One of the frustrations I had learning Gibbs, was that you could end up with several points stacked up on top of each other, often enough, causing a failure to connect.
Pull down the View menu, click Labels (iirc) (maybe Draw Points, too)and each point or line's number will show. when you have several stacked up, you see the label as a blurry mess, and you can start deleting points there, until it cleans up. If you didn't know that, anyway.
Keep in mind that you are drawing lines and points, you are drawing geometry, not a part. Sometimes you use the part shape as the geometry, sometimes not. If that didn't make sense, sit down and draw a straight line, with a terminator at each end, and see how many different shapes and sizes of cut path you can create. By the time you play with the offsets and various cut path strategies, the options are huge. Whether you find a use fr all of them... gonna depend what you are making.
Cheers
Trev
It is really very simple.

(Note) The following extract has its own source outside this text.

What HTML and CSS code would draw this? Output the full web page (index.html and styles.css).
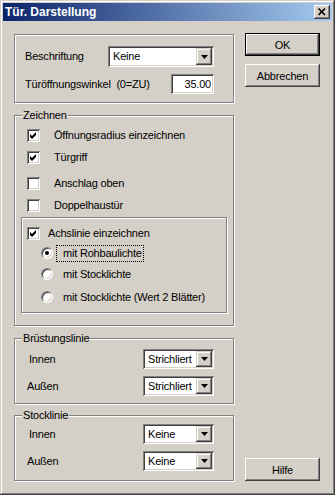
FILE: index.html
```html
<!DOCTYPE html>
<html lang="de">
<head>
  <meta charset="UTF-8">
  <title>Tür. Darstellung</title>
  <link rel="stylesheet" href="styles.css">
</head>
<body>
  <div class="window">
    <div class="titlebar">
      <span class="title">Tür. Darstellung</span>
      <span class="close-btn">
        <svg width="16" height="14" viewBox="0 0 16 14"><path d="M4.5 3.5 L11 10 M11 3.5 L4.5 10" stroke="#000" stroke-width="1.7" fill="none"/></svg>
      </span>
    </div>

    <div class="content">
      <div class="left">
        <div class="group group-top">
          <div class="row row-combo">
            <span class="label">Beschriftung</span>
            <div class="combo combo-wide">
              <span class="combo-text">Keine</span>
              <span class="drop"><svg width="7" height="4" viewBox="0 0 7 4"><polygon points="0,0 7,0 3.5,4" fill="#000"/></svg></span>
            </div>
          </div>
          <div class="row row-edit">
            <span class="label">Türöffnungswinkel&nbsp; (0=ZU)</span>
            <div class="edit">35.00</div>
          </div>
        </div>

        <div class="group group-draw">
          <div class="caption">Zeichnen</div>
          <div class="check-row first">
            <span class="box"><svg width="7" height="7" viewBox="0 0 7 7"><polygon points="0,2 2,4 6,0 6,3 2,7 0,5" fill="#000"/></svg></span>
            <span class="check-label">Öffnungsradius einzeichnen</span>
          </div>
          <div class="check-row">
            <span class="box"><svg width="7" height="7" viewBox="0 0 7 7"><polygon points="0,2 2,4 6,0 6,3 2,7 0,5" fill="#000"/></svg></span>
            <span class="check-label">Türgriff</span>
          </div>
          <div class="check-row third">
            <span class="box"></span>
            <span class="check-label">Anschlag oben</span>
          </div>
          <div class="check-row">
            <span class="box"></span>
            <span class="check-label">Doppelhaustür</span>
          </div>

          <div class="subgroup">
            <div class="sub-check">
              <span class="box"><svg width="7" height="7" viewBox="0 0 7 7"><polygon points="0,2 2,4 6,0 6,3 2,7 0,5" fill="#000"/></svg></span>
              <span class="sub-label">Achslinie einzeichnen</span>
            </div>
            <div class="radio-row">
              <span class="radio checked"><span class="dot"></span></span>
              <span class="radio-label focus">mit Rohbaulichte</span>
            </div>
            <div class="radio-row r2">
              <span class="radio"></span>
              <span class="radio-label">mit Stocklichte</span>
            </div>
            <div class="radio-row r3">
              <span class="radio"></span>
              <span class="radio-label">mit Stocklichte (Wert 2 Blätter)</span>
            </div>
          </div>
        </div>

        <div class="group group-line group-bruest">
          <div class="caption">Brüstungslinie</div>
          <div class="row line-row first">
            <span class="label in">Innen</span>
            <div class="combo combo-small">
              <span class="combo-text">Strichliert</span>
              <span class="drop"><svg width="7" height="4" viewBox="0 0 7 4"><polygon points="0,0 7,0 3.5,4" fill="#000"/></svg></span>
            </div>
          </div>
          <div class="row line-row">
            <span class="label out">Außen</span>
            <div class="combo combo-small">
              <span class="combo-text">Strichliert</span>
              <span class="drop"><svg width="7" height="4" viewBox="0 0 7 4"><polygon points="0,0 7,0 3.5,4" fill="#000"/></svg></span>
            </div>
          </div>
        </div>

        <div class="group group-line group-stock">
          <div class="caption">Stocklinie</div>
          <div class="row line-row first">
            <span class="label in">Innen</span>
            <div class="combo combo-small">
              <span class="combo-text">Keine</span>
              <span class="drop"><svg width="7" height="4" viewBox="0 0 7 4"><polygon points="0,0 7,0 3.5,4" fill="#000"/></svg></span>
            </div>
          </div>
          <div class="row line-row">
            <span class="label out">Außen</span>
            <div class="combo combo-small">
              <span class="combo-text">Keine</span>
              <span class="drop"><svg width="7" height="4" viewBox="0 0 7 4"><polygon points="0,0 7,0 3.5,4" fill="#000"/></svg></span>
            </div>
          </div>
        </div>
      </div>

      <div class="right">
        <div class="btn default"><div class="btn-face">OK</div></div>
        <div class="btn cancel"><div class="btn-face">Abbrechen</div></div>
        <div class="btn help"><div class="btn-face">Hilfe</div></div>
      </div>
    </div>
  </div>
</body>
</html>
```

FILE: styles.css
```css
body {
  margin: 0;
  font-family: "Liberation Sans", Arial, sans-serif;
  font-size: 11px;
  letter-spacing: -0.2px;
  color: #000;
  background: #d4d0c8;
}

.window {
  width: 335px;
  height: 495px;
  box-sizing: border-box;
  padding: 3px;
  background: #d4d0c8;
  box-shadow: inset -1px -1px #404040, inset 1px 1px #d4d0c8, inset -2px -2px #808080, inset 2px 2px #fff;
  display: flex;
  flex-direction: column;
}

.titlebar {
  height: 18px;
  flex: none;
  display: flex;
  align-items: center;
  justify-content: space-between;
  padding: 0 2px 0 2px;
  background: linear-gradient(to right, #0a246a, #a6caf0);
}

.title {
  color: #fff;
  font-weight: bold;
  font-size: 12px;
  letter-spacing: 0;
}

.close-btn {
  width: 16px;
  height: 14px;
  display: flex;
  background: #d4d0c8;
  box-shadow: inset -1px -1px #404040, inset 1px 1px #fff, inset -2px -2px #808080;
}

.content {
  flex: 1;
  display: flex;
  gap: 11px;
  padding: 12px 12px 11px 11px;
  min-height: 0;
}

.left {
  width: 220px;
  padding-top: 1px;
  display: flex;
  flex-direction: column;
}

.right {
  width: 75px;
  display: flex;
  flex-direction: column;
}

/* group boxes */
.group {
  box-sizing: border-box;
  border: 1px solid #808080;
  box-shadow: inset 1px 1px #fff, 1px 1px #fff;
  flex: none;
}

.caption {
  width: fit-content;
  margin: -7px 0 0 7px;
  padding: 0 1px;
  line-height: 13px;
  background: #d4d0c8;
}

.row {
  display: flex;
  align-items: center;
  justify-content: space-between;
  line-height: 13px;
}

.group-top {
  height: 69px;
  padding: 11px 19px 0 10px;
}

.row-combo { height: 21px; }
.row-edit { height: 20px; margin-top: 7px; }

.group-draw {
  height: 211px;
  margin-top: 12px;
}

.check-row {
  height: 22px;
  margin-left: 12px;
  display: flex;
  align-items: center;
  line-height: 13px;
}

.check-row.first { margin-top: 2px; }
.check-row.third { margin-top: 4px; }

.check-label { margin-left: 14px; }

.box {
  width: 13px;
  height: 13px;
  box-sizing: border-box;
  background: #fff;
  box-shadow: inset 1px 1px #808080, inset -1px -1px #fff, inset 2px 2px #404040, inset -2px -2px #d4d0c8;
  display: flex;
  align-items: center;
  justify-content: center;
  flex: none;
}

.subgroup {
  width: 206px;
  height: 96px;
  box-sizing: border-box;
  margin: 1px 0 0 6px;
  padding: 5px 0 0 5px;
  border: 1px solid #808080;
  box-shadow: inset 1px 1px #fff, 1px 1px #fff;
}

.sub-check {
  height: 20px;
  display: flex;
  align-items: center;
  line-height: 13px;
}

.sub-label { margin-left: 8px; }

.radio-row {
  height: 20px;
  margin-left: 14px;
  display: flex;
  align-items: center;
  line-height: 13px;
}

.radio-row.r2 { margin-top: 1px; }
.radio-row.r3 { margin-top: 3px; }

.radio {
  width: 12px;
  height: 12px;
  box-sizing: border-box;
  border-radius: 50%;
  background: #fff;
  border: 1px solid;
  border-color: #808080 #fff #fff #808080;
  box-shadow: inset 1px 1px #404040, inset -1px -1px #d4d0c8;
  display: flex;
  align-items: center;
  justify-content: center;
  flex: none;
}

.dot {
  width: 4px;
  height: 4px;
  border-radius: 50%;
  background: #000;
}

.radio-label {
  margin-left: 3px;
  padding: 1px 1px 1px 6px;
  border: 1px dotted transparent;
}

.radio-label.focus { border-color: #000; }

.group-line {
  height: 66px;
  padding-right: 19px;
}

.group-bruest { margin-top: 12px; }
.group-stock { margin-top: 11px; }

.line-row { height: 20px; margin-top: 7px; }
.group-bruest .line-row.first { margin-top: 4px; }
.group-stock .line-row.first { margin-top: 2px; }

.label.in { margin-left: 14px; }
.label.out { margin-left: 12px; }

/* combo + edit */
.combo {
  box-sizing: border-box;
  display: flex;
  align-items: stretch;
  padding: 2px;
  background: #fff;
  box-shadow: inset 1px 1px #808080, inset -1px -1px #fff, inset 2px 2px #404040, inset -2px -2px #d4d0c8;
}

.combo-wide { width: 106px; height: 21px; }
.combo-small { width: 71px; height: 20px; }

.combo-text {
  flex: 1;
  padding-left: 3px;
  display: flex;
  align-items: center;
}

.drop {
  width: 16px;
  background: #d4d0c8;
  box-shadow: inset -1px -1px #404040, inset 1px 1px #d4d0c8, inset -2px -2px #808080, inset 2px 2px #fff;
  display: flex;
  align-items: center;
  justify-content: center;
}

.edit {
  width: 43px;
  height: 20px;
  box-sizing: border-box;
  padding: 2px 3px 0 2px;
  text-align: right;
  line-height: 16px;
  background: #fff;
  box-shadow: inset 1px 1px #808080, inset -1px -1px #fff, inset 2px 2px #404040, inset -2px -2px #d4d0c8;
}

/* buttons */
.btn {
  width: 75px;
  height: 23px;
  box-sizing: border-box;
  display: flex;
}

.btn-face {
  flex: 1;
  display: flex;
  align-items: center;
  justify-content: center;
  background: #d4d0c8;
  box-shadow: inset -1px -1px #404040, inset 1px 1px #fff, inset -2px -2px #808080;
}

.btn.default { border: 1px solid #000; }
.btn.cancel { margin-top: 8px; }
.btn.help { margin-top: auto; }
```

In someways simpler than SW. Go through a couple of tutorials.
I think this is what is baffling. I am used to drawing the part and applying toolpath to it. I started using the tutorials. SW is so easy though, I'm going to need self control to not give up on creating geometry in Gibbs.
Really??? How is that, most CAM software I've worked with the CAD side is kind of crappy.
Guess you don't use SW enough.
Sketch just you do with a pencil and paper in SW, doesn't get any easier than that!